Whether you’ve been dating for five years or five months, asking the love-of-your-life to marry you can be rather intimidating. Do you go all out, or keep it simple? Do you create an intimate atmosphere or invite everyone you know? These are loaded questions that people everywhere tend to think about before they pop the question.
With so much stress to make proposals a special event, here are some do’s and don’ts to follow, as told by recently engaged K-State students. These ideas are sure to help you be successful in creating a moment you and your soon-to-be-fiancé will never forget.
Don’ts of marriage proposals
1. Don’t advertise it to the world. If you want to invite family members and friends, give them enough notice to attend. However, you need to be cautious that you aren’t telling too many people.
“Don’t just go around saying, ‘Oh, by the way, I’m getting engaged,'” Joe Simon, senior in relational communication, said. “They could leak it on accident.”
2. Don’t casually ask. Retelling the story of your proposal is surely something you will have to do for many years to come. Create a memory that you are proud of and make sure that it is something you will both remember happening the same way.
3. Don’t just wing it. A marriage proposal is a once in a lifetime opportunity. Put in some effort to make it special.
“Make it good, make it something significant for the two of you,” Simon said.
4. Don’t be prideful, ask for help. Sometimes, in order to pull off an engagement that will wow your partner, you have to ask for help from their friends or relatives.

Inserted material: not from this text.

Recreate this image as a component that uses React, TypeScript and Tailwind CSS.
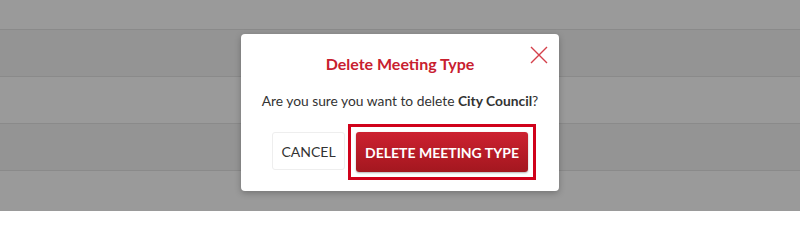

Do’s of marriage proposals
1. Listen to what they wants. Often people will tell you what they want without ever being asked.
“She’s gonna tell you what she wants and what she doesn’t want,” Chris Powell, senior in communications studies who recently proposed to his girlfriend, said. “I would have chosen to do something bigger with a lot of people around, because that’s my personality. But, I knew that she would hate that.”
2. Take time to be sentimental. Choosing to spend the rest of your life with someone is a big deal. Taking an extra moment to vocalize your desire to marry this person could mean the world to them.
“Don’t just try to make it quick, take time to think about how you feel and why you want to get married,” Lauren Stroud, Powell’s fiance and student at Manhattan Christian College, said.
3. Get video or photography of it. It doesn’t have to be professional, but this is one moment you will want to capture. If you are proposing in front of friends and family, delegate that job to them.
4.Get the ring sized before. This one can be kind of tricky, but it is definitely worth it. You will not regret getting the ring sized before you give it to your partner so they don’t have to part with it shortly after they get it.
“You don’t want her to have to send it away while everyone and their mom is asking to see her finger,” Simon said.
5. Celebrate. It’s great to have an intimate moment between the two of you, if that is what fits your relationship, but make sure to celebrate the occasion with family and friends afterwards.
“Do something afterward to make it last a little bit longer,” Jayme Miller, sophomore in pre-nursing, said. “We went out to ice cream with all of our family.”
While proposals can require a lot of planning and sneaky surprises, the most important thing is that she says “yes.” Don’t be afraid to be original, your proposal is just that, yours.